The last time Simon was separated from Baron, in the Twos, he pined for him and didn’t really bond with the other (totally sweet) boy in his class. This social disorientation is exactly what I don’t want to see and fear will repeat. We’re three weeks away from what may well be Simon’s last year at KIP, and I was looking forward to his best year yet.

I’ve already had a chat with Shary about this to vent my spleen. I would have felt slightly bad about being so needy two years ago when I envisioned her keeping a file on me, but by now I’ve served as school treasurer, helped with fundraisers, subbed in the computer lab, built the school website, and otherwise earned a little face-time. She did her best to encourage me, saying that Simon will make friends and do just fine in either class next year.

“You’re worried about Simon?” she exclaimed. “Simon is the last kid at this school I’m worried about. He’s confident, popular, and smart. He’ll have a great year.”

I hope she’s right. Also, how lovely to hear this when just two short years ago everyone seemed to be worried about Simon.

*It’s not just at KIP. AJ also sports a dearth of boys in Simon’s age range. Unless all the boys are at day-care or different schools, I can’t figure it out.

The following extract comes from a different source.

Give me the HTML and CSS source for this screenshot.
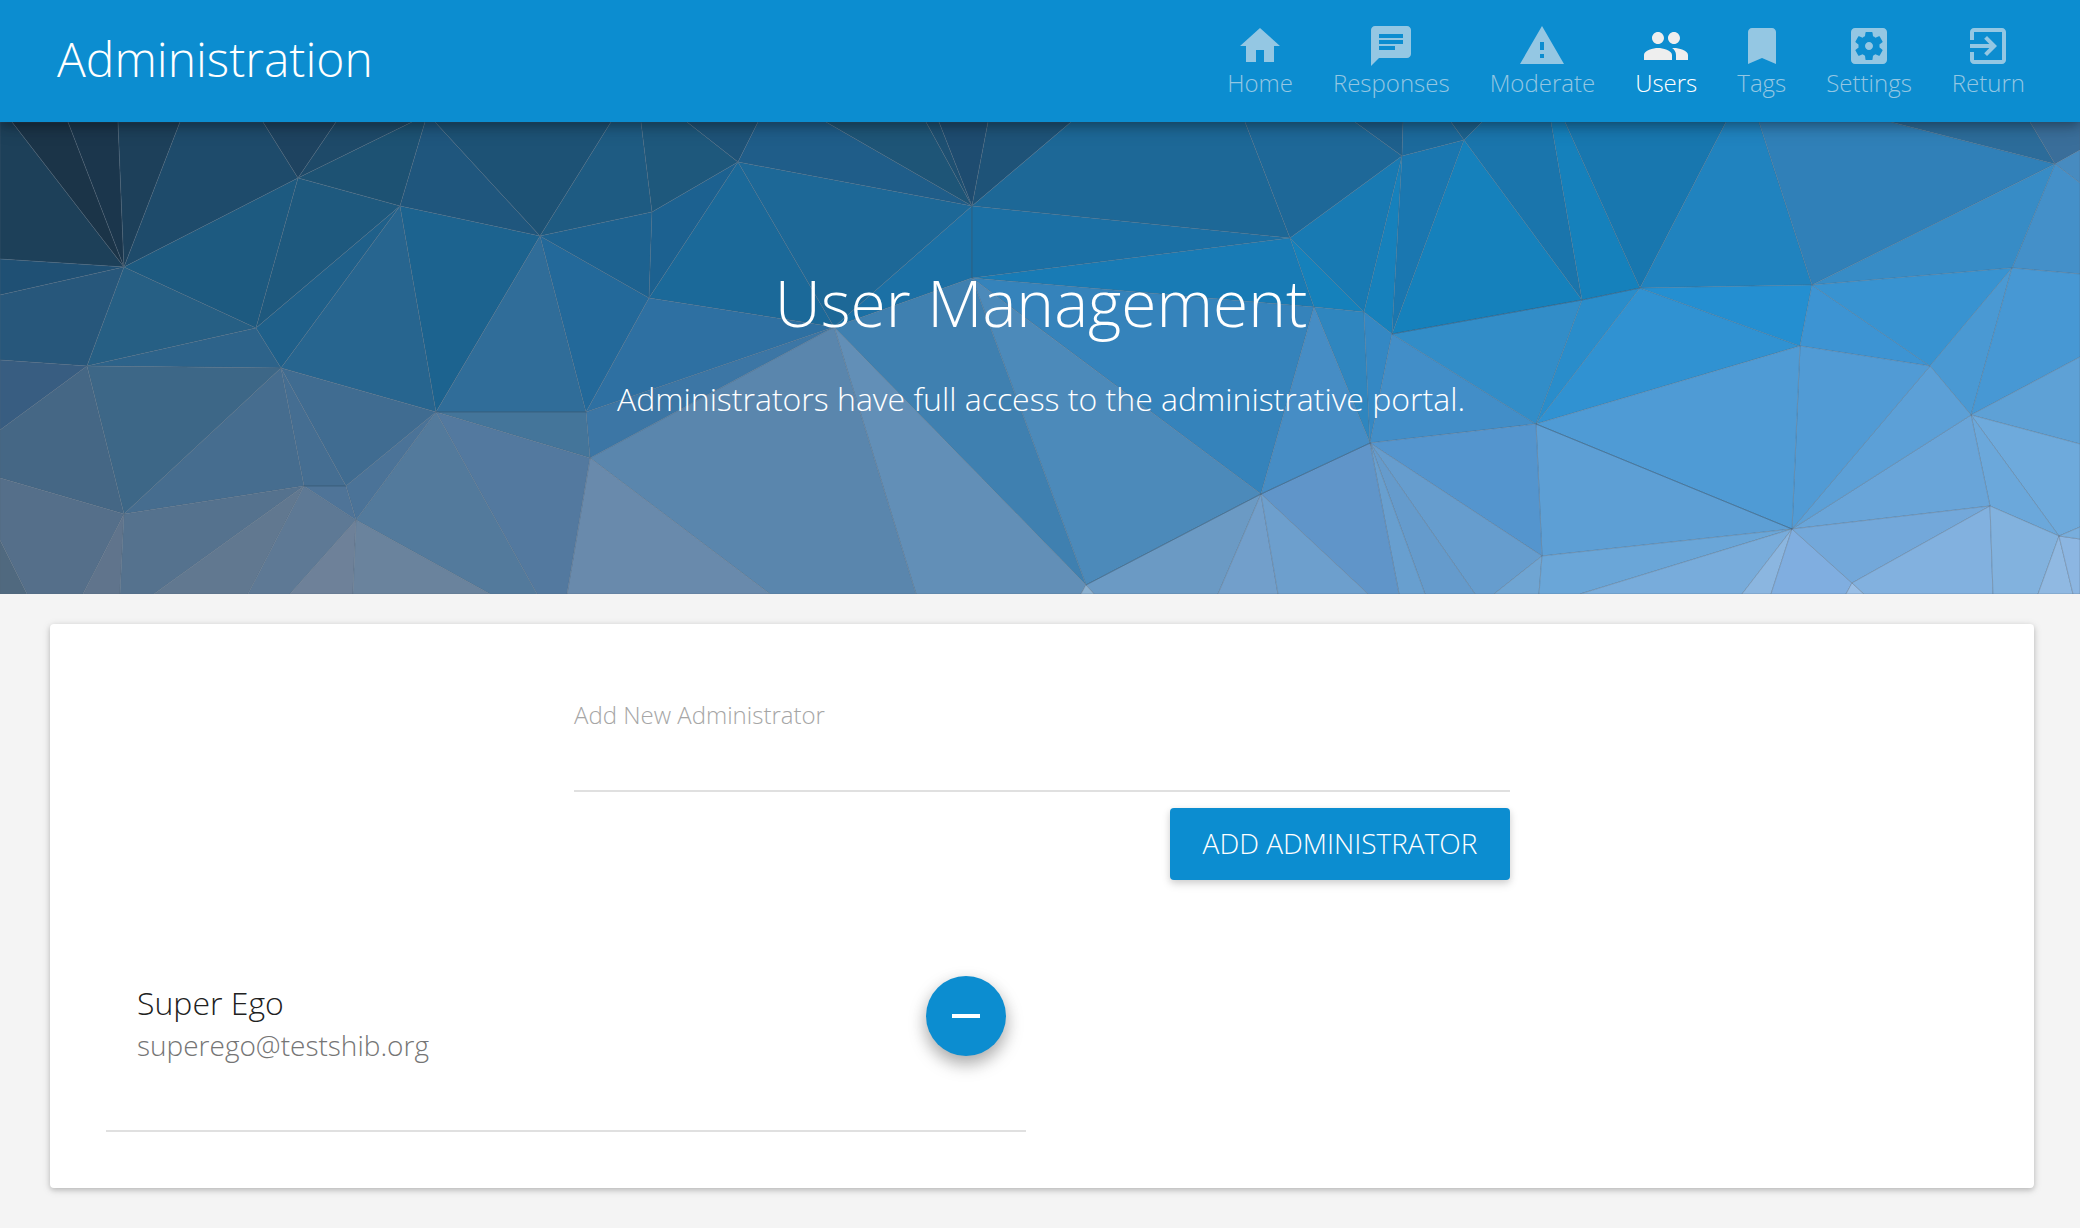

** KIP does not make it a practice to put kids in the wrong class! When Aciek’s parents and adoptive grandparents looked into preschool for him, the Twos class was already over capacity. Since Aciek was only one year out of Kenya (his dad is a Lost Boy), was not yet fluent in English, and had had no Western-style socialization, Shary decided he could jump into the Threes, where there was space. There he learned how to make friends and follow instructions, and became fluent in English. Now he’s ready to repeat the year and follow the curriculum as designed.